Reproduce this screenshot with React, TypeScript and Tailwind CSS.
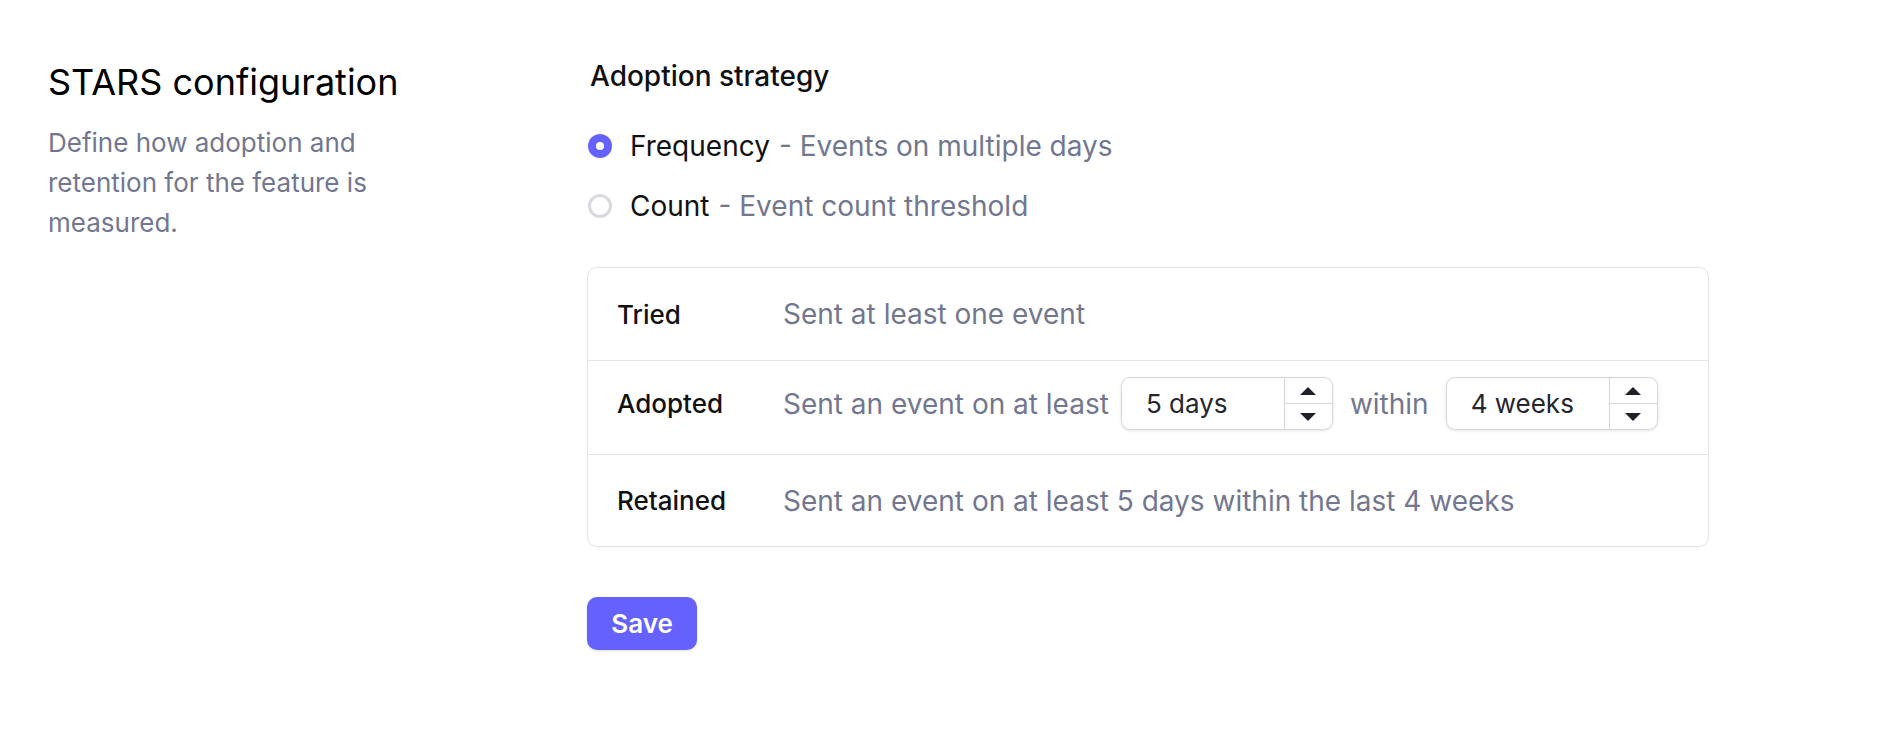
import * as React from "react";

function Radio({ checked, label, hint }: { checked?: boolean; label: string; hint: string }) {
  return (
    <div className="flex h-[36px] items-center">
      {checked ? (
        <span className="ml-[1px] flex h-[24px] w-[24px] items-center justify-center rounded-full bg-[#6461fc]">
          <span className="h-[8px] w-[8px] rounded-full bg-white" />
        </span>
      ) : (
        <span className="ml-[1px] h-[24px] w-[24px] rounded-full border-[3px] border-[#d9dae0] bg-white" />
      )}
      <span className="ml-[18px] text-[28px] leading-[36px] text-[#111114]">{label}</span>
      <span className="ml-[9px] text-[28px] leading-[36px] text-[#72778f]">- {hint}</span>
    </div>
  );
}

function Stepper({ value }: { value: string }) {
  return (
    <div className="flex h-[53px] w-[212px] overflow-hidden rounded-[9px] border border-[#d6d7dd] bg-white shadow-[0_1px_3px_rgba(0,0,0,0.1)]">
      <div className="flex flex-1 items-center pl-[24px] text-[26px] text-[#26262e]">{value}</div>
      <div className="flex w-[48px] flex-col border-l border-[#d6d7dd]">
        <div className="flex flex-1 items-center justify-center border-b border-[#d6d7dd]">
          <svg width="16" height="8" viewBox="0 0 16 8">
            <path d="M8 0 L16 8 L0 8 Z" fill="#1f2128" />
          </svg>
        </div>
        <div className="flex flex-1 items-center justify-center">
          <svg width="16" height="8" viewBox="0 0 16 8">
            <path d="M0 0 L16 0 L8 8 Z" fill="#1f2128" />
          </svg>
        </div>
      </div>
    </div>
  );
}

function Row({ label, children, last, h }: { label: string; children: React.ReactNode; last?: boolean; h: string }) {
  return (
    <div className={`flex items-center pl-[29px] ${h} ${last ? "" : "border-b border-[#e3e4e8]"}`}>
      <div className="w-[166px] shrink-0 text-[26px] font-medium text-[#111114]">{label}</div>
      <div className="flex items-center text-[28px] text-[#72778f]">{children}</div>
    </div>
  );
}

export default function App() {
  return (
    <div className="min-h-screen bg-white font-['Inter',sans-serif]">
      <div className="flex pl-[48px] pt-[58px]">
        <div className="w-[539px] shrink-0 pt-[4px]">
          <h1 className="text-[36px] leading-[40px] text-black">STARS configuration</h1>
          <p className="mt-[21px] max-w-[400px] text-[26px] leading-[40px] text-[#72778f]">
            Define how adoption and retention for the feature is measured.
          </p>
        </div>
        <div className="w-[1122px]">
          <h2 className="ml-[3px] text-[28px] font-medium leading-[36px] text-[#111114]">Adoption strategy</h2>
          <div className="mt-[34px] flex flex-col gap-[24px]">
            <Radio checked label="Frequency" hint="Events on multiple days" />
            <Radio label="Count" hint="Event count threshold" />
          </div>
          <div className="mt-[43px] rounded-[10px] border border-[#e3e4e8]">
            <Row label="Tried" h="h-[93px]">Sent at least one event</Row>
            <Row label="Adopted" h="h-[94px] pb-[8px]">
              <span>Sent an event on at least</span>
              <span className="ml-[12px]">
                <Stepper value="5 days" />
              </span>
              <span className="mx-[17px]">within</span>
              <Stepper value="4 weeks" />
            </Row>
            <Row label="Retained" h="h-[91px]" last>
              Sent an event on at least 5 days within the last 4 weeks
            </Row>
          </div>
          <button className="mt-[50px] h-[53px] w-[110px] rounded-[10px] bg-[#6461fc] text-[26px] font-semibold text-white shadow-[0_1px_3px_rgba(0,0,0,0.12)]">
            Save
          </button>
        </div>
      </div>
    </div>
  );
}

THE REQUEST:
From the top of the listing above, repeat each line exactly until you reach the line containing "import * as", and repeat that one too. Leave the pictures out.

SOLUTION TO THIS EXERCISE:
Reproduce this screenshot with React, TypeScript and Tailwind CSS.
import * as React from "react";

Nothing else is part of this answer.